The Nembe Creek Trunk Line was repaired and reopened, allowing Shell to resume exports of its oil, nearly a month after declaring force majeure. Nembe Creek is one of a handful of key pipelines that helps Nigeria brings its oil to the coast for export. The cause of the August outage was not reported on – the pipeline’s operator, Aiteo, said it was from a leak but did not disclose the cause.

In related news, the Nigerian army reportedly arrested two key militants responsible for the attacks on key oil pipelines in the region, including the leader of the Niger Delta Avengers. The arrest comes only days after the Avengers said that they had ceased operations, deciding against further attacks on Nigeria’s oil infrastructure.

The Avengers had been assaulting the oil industry since February, successfully knocking off more than 700,000 barrels per day for much of this year. “We have listened carefully and halted hostilities in the Niger Delta; we expect a genuine and positive attitude to restructuring and self-determination for every component unit of Nigeria,” the Avengers wrote in a statement on August 29. Related: Limited Spare Capacity Could Lead To An Oil Price Spike

The cessation of hostilities could pave the way for a return of a large volume of oil to the international market, adding hundreds of thousands of barrels per day to global supplies.

There are reasons to doubt that such a scenario will happen.
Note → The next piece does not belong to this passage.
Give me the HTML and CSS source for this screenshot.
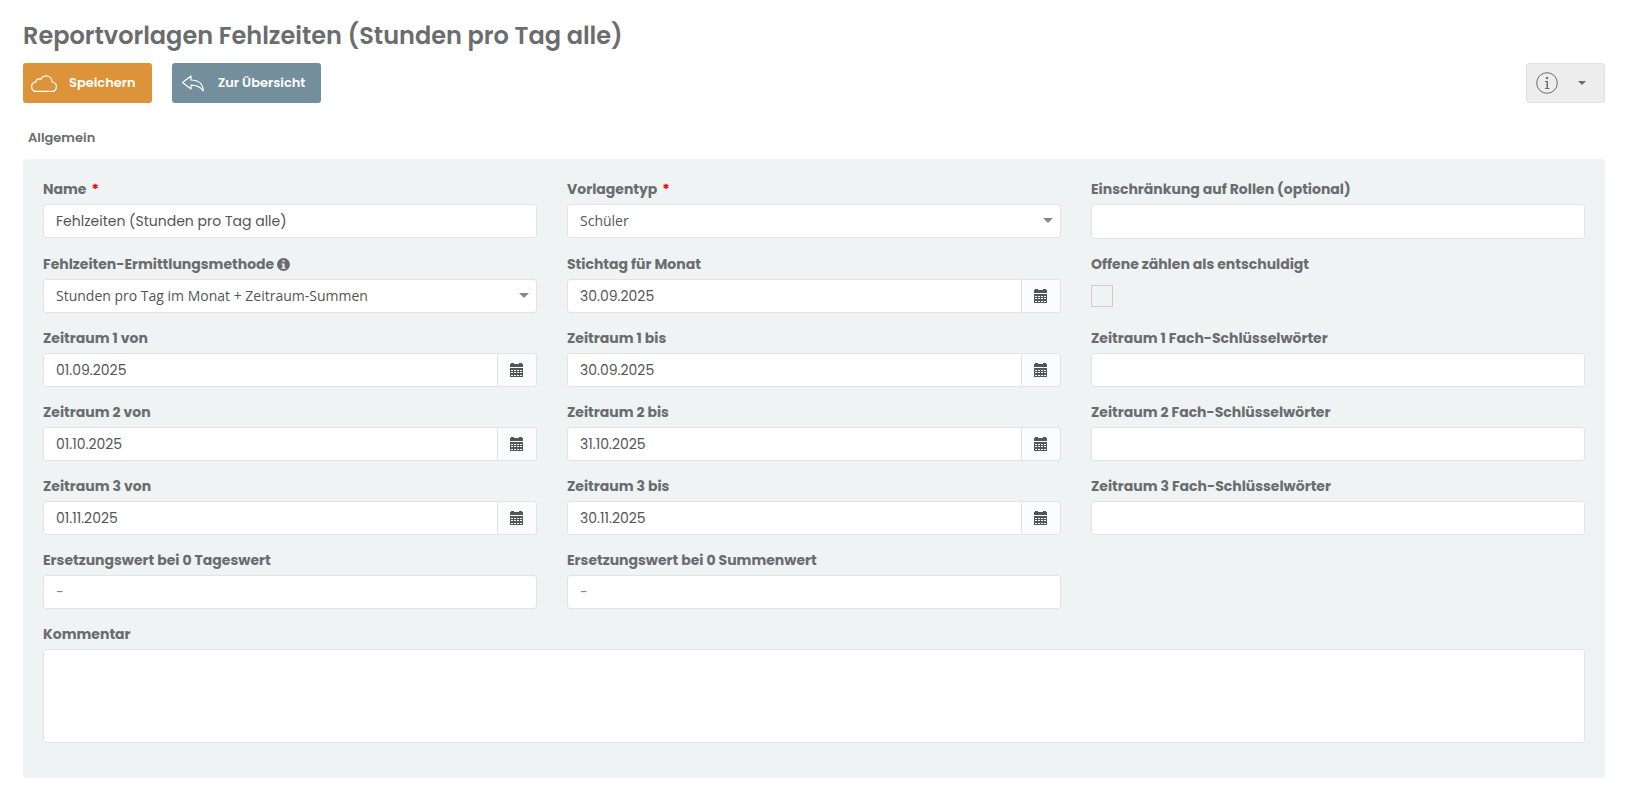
FILE: index.html
```html
<!DOCTYPE html>
<html lang="de">
<head>
    <meta charset="utf-8">
    <title>Reportvorlagen Fehlzeiten (Stunden pro Tag alle)</title>
    <link rel="stylesheet" href="styles.css">
</head>
<body>
    <svg class="sprite" aria-hidden="true">
        <symbol id="icon-calendar" viewBox="0 0 14 14">
            <path fill="currentColor" fill-rule="evenodd" d="M0 1h1V0h3v1h5V0h3v1h1v3H0zM0 5h13v9H0zM1 7h2v1H1zM4 7h2v1H4zM7 7h2v1H7zM10 7h2v1h-2zM1 9h2v1H1zM4 9h2v1H4zM7 9h2v1H7zM10 9h2v1h-2zM1 12h2v1H1zM4 12h2v1H4zM7 12h2v1H7zM10 12h2v1h-2z"/>
        </symbol>
    </svg>

    <h1>Reportvorlagen Fehlzeiten (Stunden pro Tag alle)</h1>

    <div class="toolbar">
        <button type="submit" form="report-form" class="btn btn-save">
            <svg class="btn-icon" viewBox="0 0 26 18" fill="none" stroke="currentColor" stroke-width="1.2"><path d="M5.5 17.400C2.500 17.400.6 15.400.6 12.800C.6 10.100 2.400 8.200 5 7.900C5.100 5.900 6.500 4.800 8 4.800C8.800 4.800 9.300 5 9.800 5.300C10.800 3.200 12.600 1.800 15 1.800C18.500 1.800 21 4.400 21.200 8C23.800 8.500 25.400 10.300 25.400 12.800C25.400 15.500 23.500 17.400 20.700 17.400Z"/></svg>
            <span>Speichern</span>
        </button>
        <button type="button" class="btn btn-back">
            <svg class="btn-icon" viewBox="0 0 26 18" fill="none" stroke="currentColor" stroke-width="1.2" stroke-linejoin="round"><path d="M2.500 8.500L11 2V6C18.500 6 23 10 23.200 17C20.500 12.700 17.500 11.200 11 11.200V15Z"/></svg>
            <span>Zur Übersicht</span>
        </button>
        <button type="button" class="btn-info" aria-label="Information">
            <svg class="info-icon" viewBox="0 0 22 22" fill="none" stroke="currentColor"><circle cx="11" cy="11" r="10.300"/><path stroke-width="1.500" d="M11.200 9V16"/><path d="M9 9.500H11.500M9 16.500H13.500"/><circle cx="11" cy="6" r="1.200" fill="currentColor" stroke="none"/></svg>
            <span class="caret"></span>
        </button>
    </div>

    <h2>Allgemein</h2>

    <form id="report-form" class="panel">
        <div class="form-row">
            <div class="field">
                <label for="name">Name <span class="required">*</span></label>
                <input type="text" id="name" class="control" value="Fehlzeiten (Stunden pro Tag alle)" required>
            </div>
            <div class="field">
                <label for="typ">Vorlagentyp <span class="required">*</span></label>
                <div class="select">
                    <select id="typ" class="control" required><option>Schüler</option></select>
                </div>
            </div>
            <div class="field">
                <label for="rollen">Einschränkung auf Rollen (optional)</label>
                <input type="text" id="rollen" class="control control-tags">
            </div>
        </div>

        <div class="form-row">
            <div class="field">
                <label for="methode">Fehlzeiten-Ermittlungsmethode
                    <svg class="hint-icon" viewBox="0 0 12 12"><path fill="currentColor" fill-rule="evenodd" d="M6 0a6 6 0 1 1 0 12A6 6 0 0 1 6 0zM5 2v1.500h2V2zM4 5v1h1v3H4v1h4V9H7V5z"/></svg>
                </label>
                <div class="select">
                    <select id="methode" class="control"><option>Stunden pro Tag im Monat + Zeitraum-Summen</option></select>
                </div>
            </div>
            <div class="field">
                <label for="stichtag">Stichtag für Monat</label>
                <div class="date">
                    <input type="text" id="stichtag" class="control" value="30.09.2025">
                    <button type="button" aria-label="Kalender"><svg><use href="#icon-calendar"/></svg></button>
                </div>
            </div>
            <div class="field">
                <label for="offene">Offene zählen als entschuldigt</label>
                <input type="checkbox" id="offene" class="check">
            </div>
        </div>

        <div class="form-row">
            <div class="field">
                <label for="von1">Zeitraum 1 von</label>
                <div class="date">
                    <input type="text" id="von1" class="control" value="01.09.2025">
                    <button type="button" aria-label="Kalender"><svg><use href="#icon-calendar"/></svg></button>
                </div>
            </div>
            <div class="field">
                <label for="bis1">Zeitraum 1 bis</label>
                <div class="date">
                    <input type="text" id="bis1" class="control" value="30.09.2025">
                    <button type="button" aria-label="Kalender"><svg><use href="#icon-calendar"/></svg></button>
                </div>
            </div>
            <div class="field">
                <label for="fach1">Zeitraum 1 Fach-Schlüsselwörter</label>
                <input type="text" id="fach1" class="control">
            </div>
        </div>

        <div class="form-row">
            <div class="field">
                <label for="von2">Zeitraum 2 von</label>
                <div class="date">
                    <input type="text" id="von2" class="control" value="01.10.2025">
                    <button type="button" aria-label="Kalender"><svg><use href="#icon-calendar"/></svg></button>
                </div>
            </div>
            <div class="field">
                <label for="bis2">Zeitraum 2 bis</label>
                <div class="date">
                    <input type="text" id="bis2" class="control" value="31.10.2025">
                    <button type="button" aria-label="Kalender"><svg><use href="#icon-calendar"/></svg></button>
                </div>
            </div>
            <div class="field">
                <label for="fach2">Zeitraum 2 Fach-Schlüsselwörter</label>
                <input type="text" id="fach2" class="control">
            </div>
        </div>

        <div class="form-row">
            <div class="field">
                <label for="von3">Zeitraum 3 von</label>
                <div class="date">
                    <input type="text" id="von3" class="control" value="01.11.2025">
                    <button type="button" aria-label="Kalender"><svg><use href="#icon-calendar"/></svg></button>
                </div>
            </div>
            <div class="field">
                <label for="bis3">Zeitraum 3 bis</label>
                <div class="date">
                    <input type="text" id="bis3" class="control" value="30.11.2025">
                    <button type="button" aria-label="Kalender"><svg><use href="#icon-calendar"/></svg></button>
                </div>
            </div>
            <div class="field">
                <label for="fach3">Zeitraum 3 Fach-Schlüsselwörter</label>
                <input type="text" id="fach3" class="control">
            </div>
        </div>

        <div class="form-row">
            <div class="field">
                <label for="tageswert">Ersetzungswert bei 0 Tageswert</label>
                <input type="text" id="tageswert" class="control" placeholder="-">
            </div>
            <div class="field">
                <label for="summenwert">Ersetzungswert bei 0 Summenwert</label>
                <input type="text" id="summenwert" class="control" placeholder="-">
            </div>
        </div>

        <div class="field">
            <label for="kommentar">Kommentar</label>
            <textarea id="kommentar" class="control"></textarea>
        </div>
    </form>
</body>
</html>
```
FILE: styles.css
```css
* {
    box-sizing: border-box;
}
body {
    font-family: Poppins, Inter, sans-serif;
    font-size: 14px;
    line-height: 20px;
    color: #6a6c6f;
    background-color: #fff;
    margin: 0;
    padding: 20px 23px;
}
.sprite {
    position: absolute;
    width: 0;
    height: 0;
}
h1 {
    margin: 0 0 11px;
    font-size: 24px;
    line-height: 32px;
    font-weight: 600;
}
h2 {
    margin: 25px 5px 11px;
    font-size: 13px;
    line-height: 20px;
    font-weight: 600;
}
.toolbar {
    display: flex;
    gap: 20px;
}
.btn {
    display: flex;
    align-items: center;
    gap: 12px;
    height: 40px;
    padding: 0 16px 0 8px;
    border: none;
    border-radius: 3px;
    color: #fff;
    font-family: inherit;
    font-size: 13px;
    font-weight: 600;
    cursor: pointer;
}
.btn-save {
    background-color: #dc933a;
}
.btn-back {
    background-color: #738f9b;
}
.btn-icon {
    width: 26px;
    height: 18px;
}
.btn-info {
    display: flex;
    align-items: center;
    gap: 20px;
    height: 40px;
    margin-left: auto;
    padding: 0 18px 0 9px;
    border: 1px solid #e1e1e1;
    border-radius: 3px;
    background-color: #ededed;
    color: #6a6c6f;
    cursor: pointer;
}
.info-icon {
    width: 22px;
    height: 22px;
}
.caret {
    border: 4px solid transparent;
    border-top-color: #6a6c6f;
    border-bottom: none;
}
.panel {
    padding: 20px;
    border-radius: 4px;
    background-color: #eff3f4;
}
.form-row {
    display: grid;
    grid-template-columns: repeat(3, 1fr);
    column-gap: 30px;
}
.field {
    margin-bottom: 15px;
}
label {
    display: block;
    margin-bottom: 5px;
    font-weight: 700;
}
.required {
    margin-left: 2px;
    color: #f00;
}
.hint-icon {
    width: 13px;
    height: 13px;
    vertical-align: -2px;
}
.control {
    display: block;
    width: 100%;
    height: 34px;
    margin: 0;
    padding: 0 12px;
    border: 1px solid #e1e4e5;
    border-radius: 3px;
    background-color: #fff;
    color: #555;
    font-family: inherit;
    font-size: 14px;
}
.control::placeholder {
    color: #888;
}
.control-tags {
    height: 35px;
}
textarea.control {
    height: 94px;
    padding: 6px 12px;
    resize: none;
}
.select {
    position: relative;
}
.select::after {
    content: "";
    position: absolute;
    top: 14px;
    right: 8px;
    border: 5px solid transparent;
    border-top-color: #888;
    border-bottom: none;
    pointer-events: none;
}
select.control {
    appearance: none;
    padding-bottom: 2px;
    font-family: "Open Sans", sans-serif;
}
.date {
    display: flex;
}
.date .control {
    flex: 1;
    min-width: 0;
    border-radius: 3px 0 0 3px;
}
.date button {
    display: flex;
    align-items: center;
    justify-content: center;
    width: 39px;
    padding: 0;
    border: 1px solid #e1e4e5;
    border-left: none;
    border-radius: 0 3px 3px 0;
    background-color: #fafbfd;
    color: #555;
    cursor: pointer;
}
.date svg {
    width: 14px;
    height: 14px;
}
.check {
    display: block;
    appearance: none;
    width: 22px;
    height: 22px;
    margin: 6px 0 0;
    border: 1px solid #d1ccc6;
}
label + .check {
    margin-top: 11px;
}
```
There was a ceasefire in June between the government and the Niger Delta Avengers, which raised hopes that a substantial volume of oil production could return in short order. The prospect of more Nigerian supply helped push oil prices down from their highs at $50 per barrel.

The hope of peace could once again be a mirage. However, if the Avengers cease attacks, and oil companies can make repairs to infrastructure and various force majeure declarations are lifted, Nigeria could present downside risk to oil prices.